EMC Corp (EMC): EMC Corporation develops, delivers and supports the information and virtual infrastructure technologies and solutions. EMC provides information storage, back-up and protection, management, security, information intelligence, data computing and virtualization technologies, services and solutions. EMC has a ROA of 6.6% and a ROE of 11.5%. EMC is trading with a ROIC of 8.9%. EMC is expected to earn $1.97 per share next year. The company is expected to grow at 13.39% over the next five years. EMC is valued at $24.1 using DEM. The company has a GY2PE of .85. EMC is currently trading at $29.01, raising $7.3 or 34% this year. EMC is trading near its fair value.
Office Depot Inc (ODP): Office Depot, Inc. and its subsidiaries supply office products and services. The company's selection of brand name office supplies includes business machines, computers, computer software and office furniture, while its business services encompass copying, printing, document reproduction, shipping, and computer setup and repair. The company has a ROA of -0.8% and a ROE of -4.9%. The company is trading with a ROIC of -2.5%. The company is expected to earn $0.17 per share next year. The company is expected to grow at 11.28% over the next five years. The company is valued at $1.9 using DEM. The company has a GY2PE of .40. ODP is currently trading at $3.26, raising $1 or 48% this year.

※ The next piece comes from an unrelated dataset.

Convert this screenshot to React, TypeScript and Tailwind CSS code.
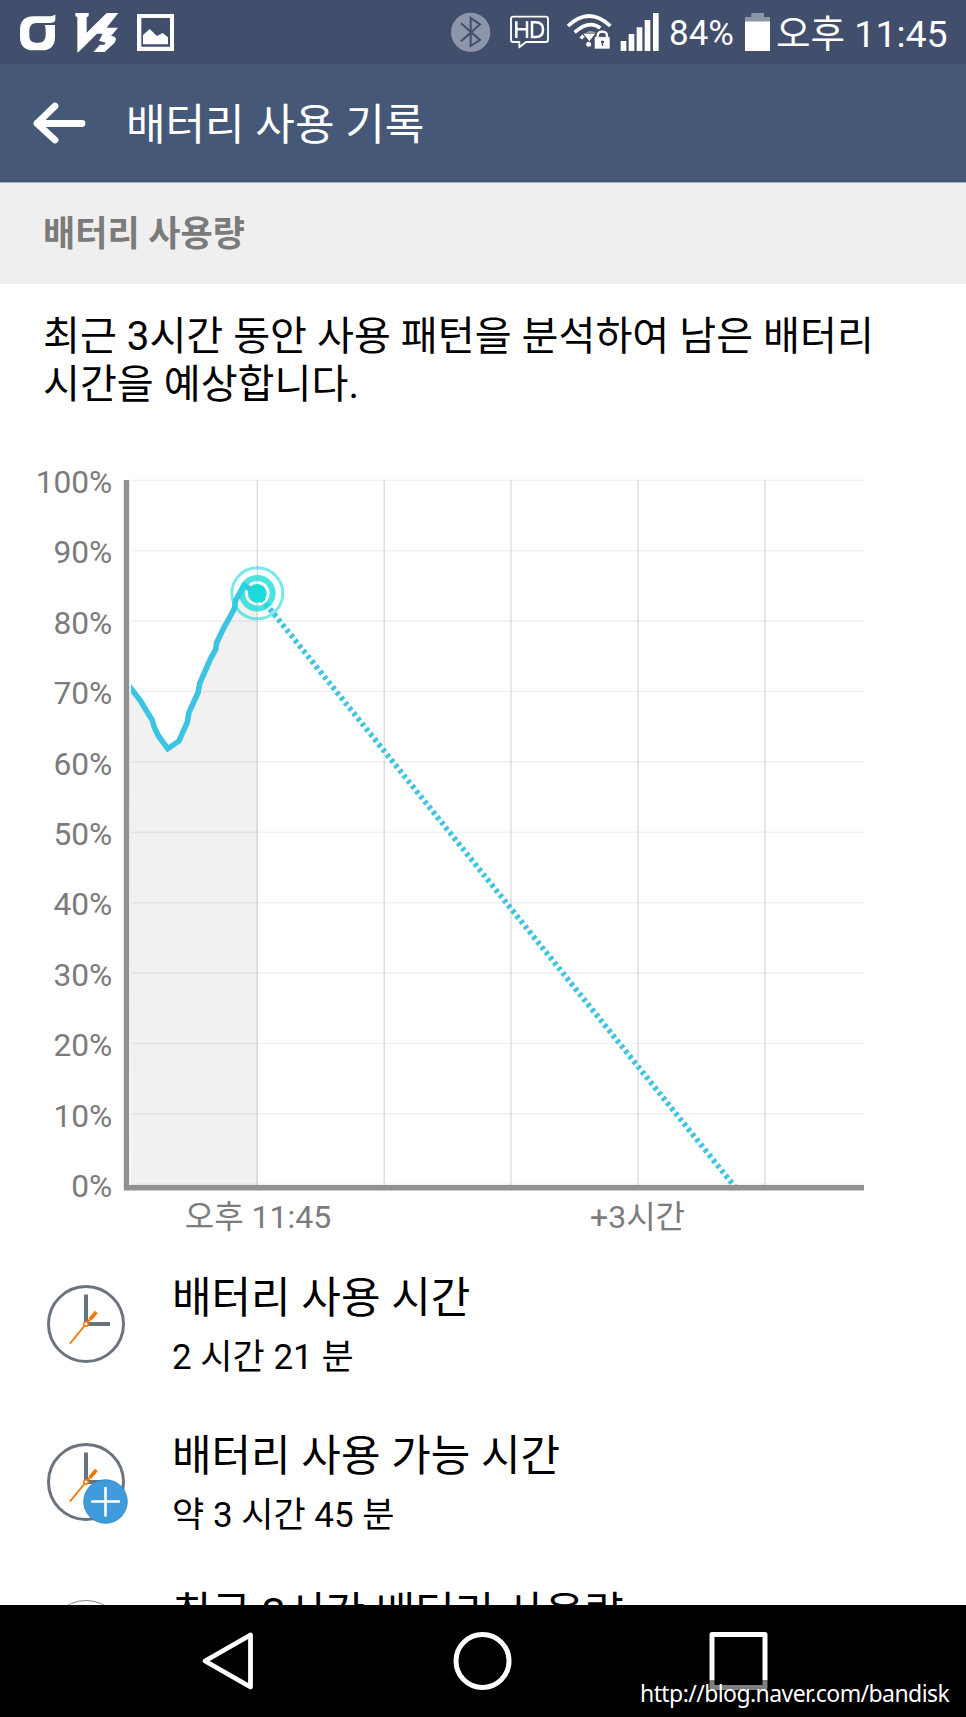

American Intl Group Inc (AIG): American International Group, Inc. is an international insurance organization. The company operates property and casualty insurance networks worldwide and conducts activities in the U.S. life insurance and retirement services industry. The company has a ROA of 0.2% and a ROE of 23.7%. AIG is trading with a ROIC of 1.3%. The stock is expected to earn $2.77 per share next year. AIG is expected to grow at 9.27% over the next five years. The company is valued at $31.2 using DEM. The company has a GY2PE of .88. AIG is currently trading at $28.25, raising $4.2 or 17% this year. AIG is trading near its fair value.